The play is both funny and sad, approaching the topic of marriage from wildly different perspectives. With the six cast members broken down into three couples representing three generations, the characters’ takeaways run the gamut from a marriage-is-permanent-no-matter-what view, to one in which marriage might involve multiple partners. The middle-aged couple Diana and Aaron, played by Sharon Mason and Ed Siegal, respectively, launch the show in a bedroom scene that captures the essence of their personalities. Aaron gazes at himself in a mirror chanting affirmations reminiscent of Stuart Smalley, while Diana lovingly looks to support his self-actualization journey. 


From the extreme feminism represented by Caitlyn and her fiancé Jason, played by Victoria Berube and Michael Mazzone, respectively, to the perfectly delivered witty revelations from the elderly character Esther, played by the incomparable Bette Lautner, the views of marriage represented in Party? provide, essentially, a mirror to society. “The play is based on true events,” Lucas told Marblehead Beacon, with a little smile. 

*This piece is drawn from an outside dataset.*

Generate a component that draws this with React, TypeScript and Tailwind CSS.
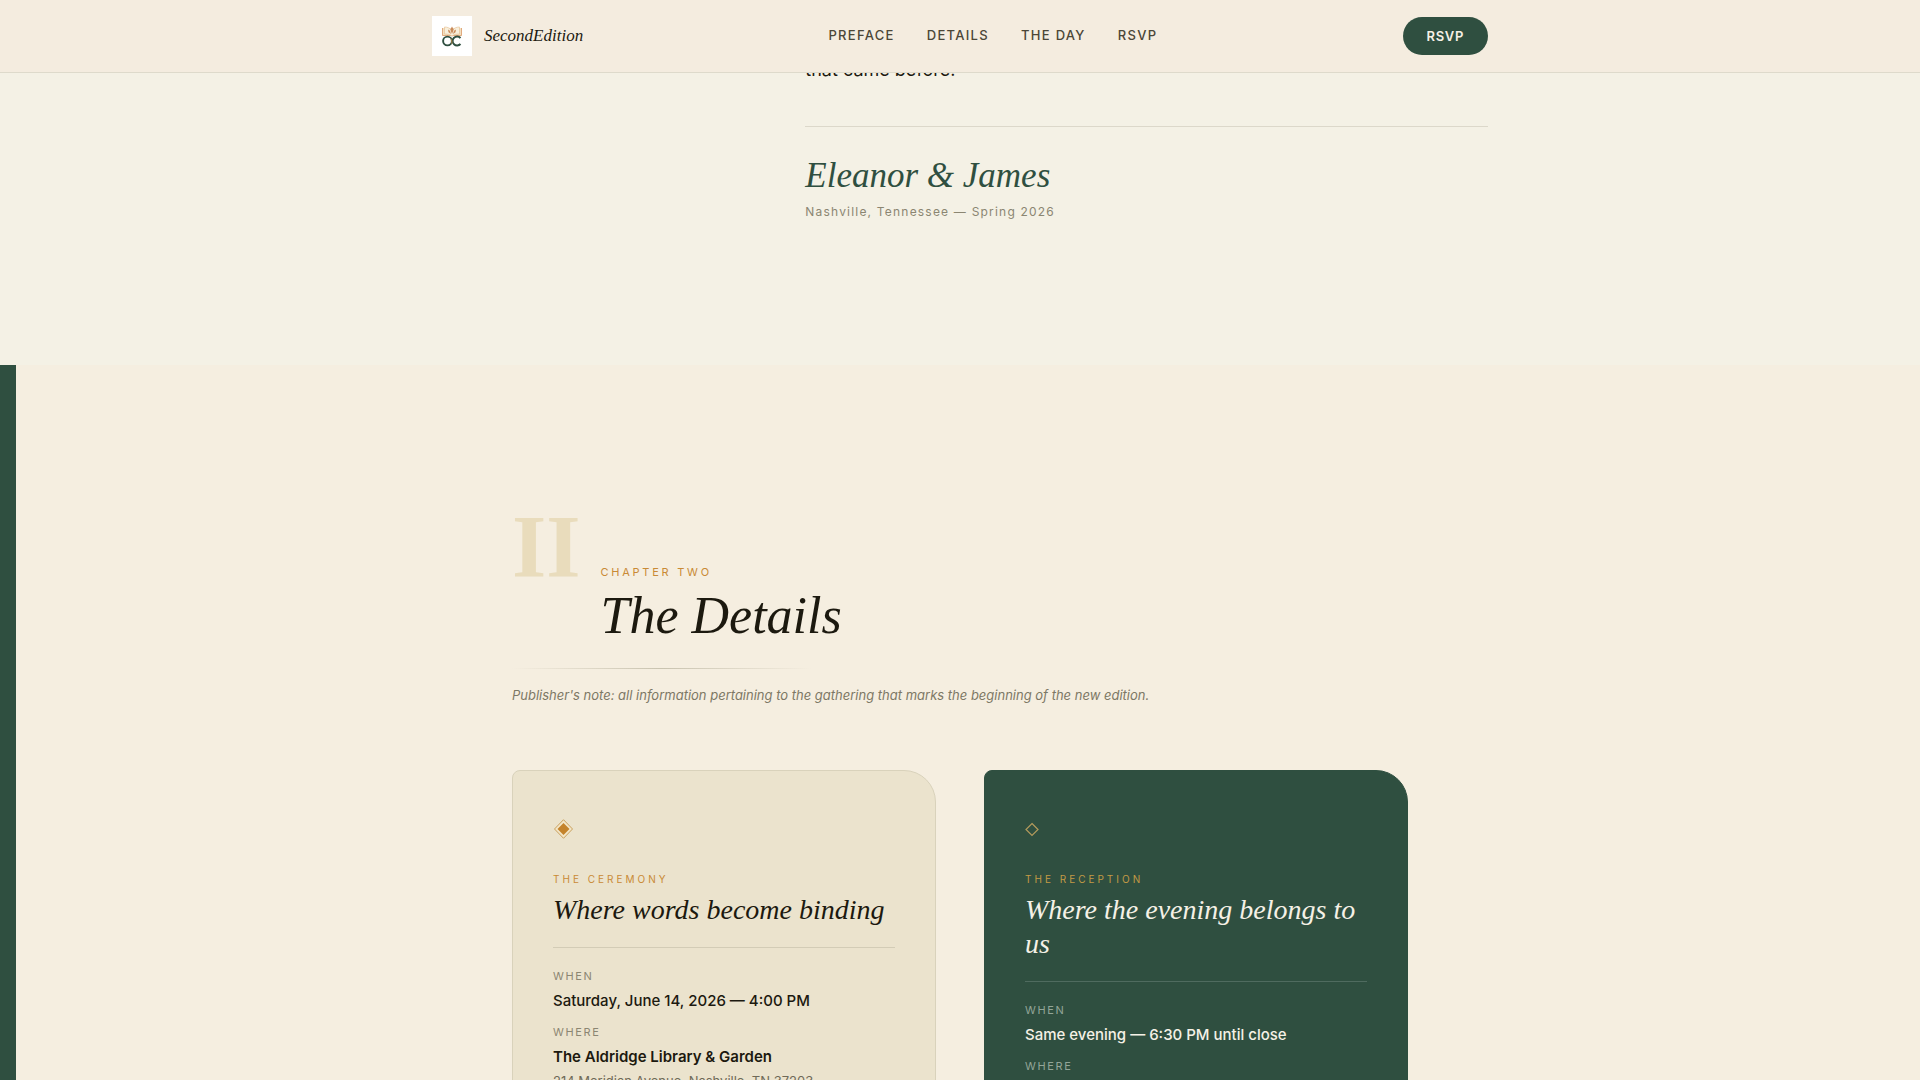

While the topic of marriage has been tackled from every conceivable angle in Hollywood and on stage, Lucas’s writing manages to bring a fresh take to the subject, and without the excessively trite wisdom offered by some performances. Siegal does an excellent job as Aaron–showcasing an over-indulged, over-mothered, unlikeable man-child looking for life’s answers from a self-help charlatan. And the long-suffering wife, Diana, is beautifully portrayed by Mason. Diana is a woman who has spent a lifetime putting her own needs aside to tend to a demanding, critical man. 


Meanwhile, the young couple offers a more modern take on the institution of marriage–with some pieces arguably a bit too modern. Where the real nuance comes in, though, is with the elderly couple, whose characters are multi-dimensional, and not merely villains, good guys, or victims. Felix, played by James DeSantis, pairs perfectly with Lautner’s Esther, and the characters’ decades together include things playgoers may recognize as familiar when one partners with someone for many years. Some of the revelations about their marriage paint an unflattering picture, but because of the writing and acting, the characters remain highly likable in spite of–or perhaps because of–some of these warts.  


Forgoing spoilers, one can say that the ending–while important–is not as important as the journey getting there. For those looking to catch a performance before it launches in New York, Party?–from start to finish–promises to keep your attention and make you reflect.